In molti casi non sono lavori separati, ma competenze che si sommano nella stessa persona: il giovane titolare che è un po’ agricoltore, un po’ tecnico, un po’ comunicatore.

I dati Ismea mostrano che le imprese giovanili italiane hanno livelli di produttività e valore per ettaro superiori alla media, anche grazie a:

  • maggiore specializzazione in colture ad elevato valore aggiunto,

  • multifunzionalità (agriturismo, trasformazione, vendita diretta),

  • uso più diffuso di strumenti digitali e innovativi.

In sintesi: non lavorano solo di più, lavorano in modo diverso.

Cosa significa per i giovani (e per un territorio come Cremona)

Per un giovane che guarda al futuro, l’agricoltura oggi può essere molto più di un «ripiego»:
è un settore dove mettere insieme competenze tecniche, digitali, scientifiche e il legame con una terra che produce cibo, lavoro e paesaggio.

Nei territori come Cremona e la Pianura Padana, dove convivono:

  • zootecnia di alto livello,

  • grandi filiere lattiero–casearie,

  • impianti di biogas e biometano,

  • imprese che sperimentano agricoltura di precisione e agritech,

i nuovi mestieri della terra non cambiano l’identità di chi lavora nei campi e nelle stalle: la rafforzano.

L’agricoltore, l’allevatore, il tecnico di stalla restano al centro della scena.
Intorno a loro crescono competenze nuove – digitali, energetiche, ambientali, gestionali – che permettono alle aziende di essere più solide, più competitive e più capaci di prendersi cura del territorio.

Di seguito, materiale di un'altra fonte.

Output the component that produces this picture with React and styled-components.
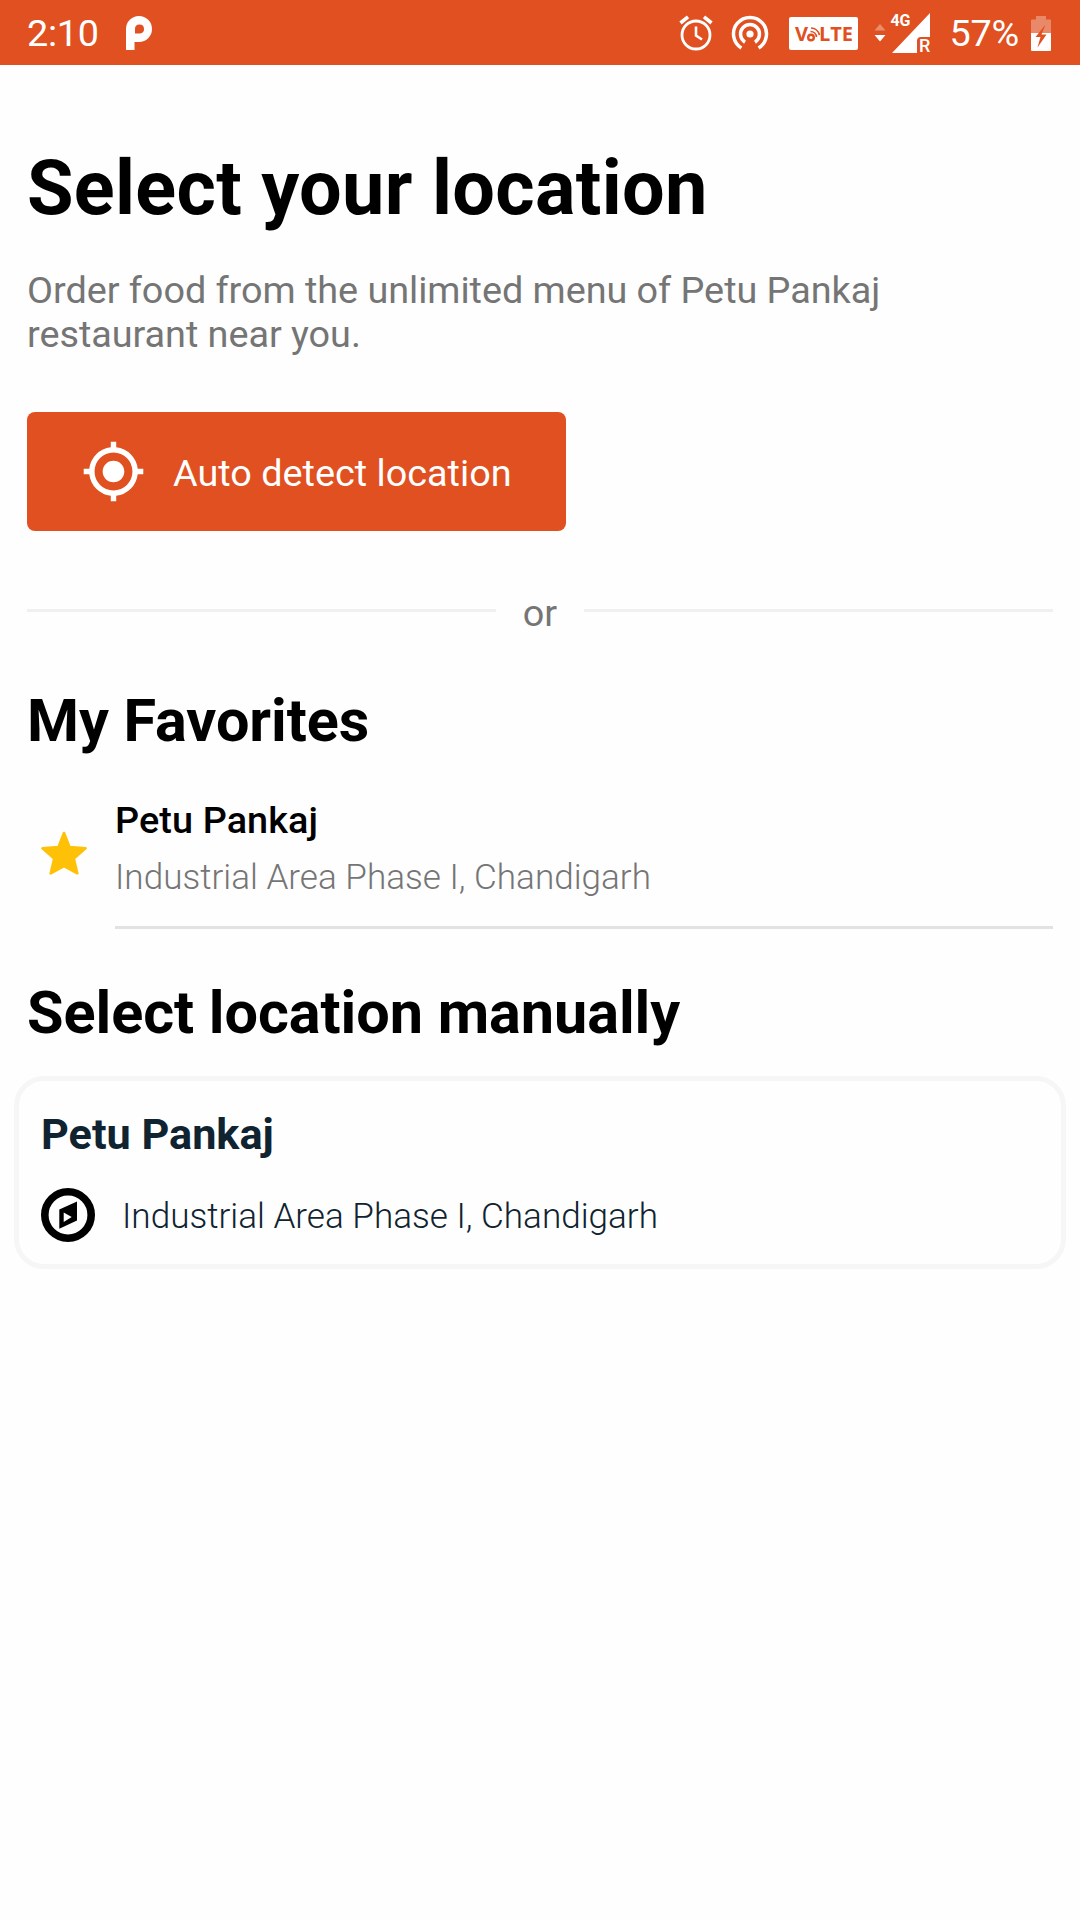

In questo senso i nuovi mestieri della terra non sostituiscono chi c’è sempre stato, ma costruiscono un ponte tra generazioni:

  • da una parte l’esperienza di chi ha fatto grande l’agricoltura cremonese e italiana,

  • dall’altra l’energia e le idee dei giovani che portano in azienda dati, tecnologie, lingue straniere, comunicazione.

È da questo incontro che può nascere il vero futuro del settore:
un’agricoltura che continua a produrre cibo di qualità, ma che allo stesso tempo genera energia, innovazione e opportunità per i ragazzi e le ragazze che scelgono di restare – o di tornare – alla terra.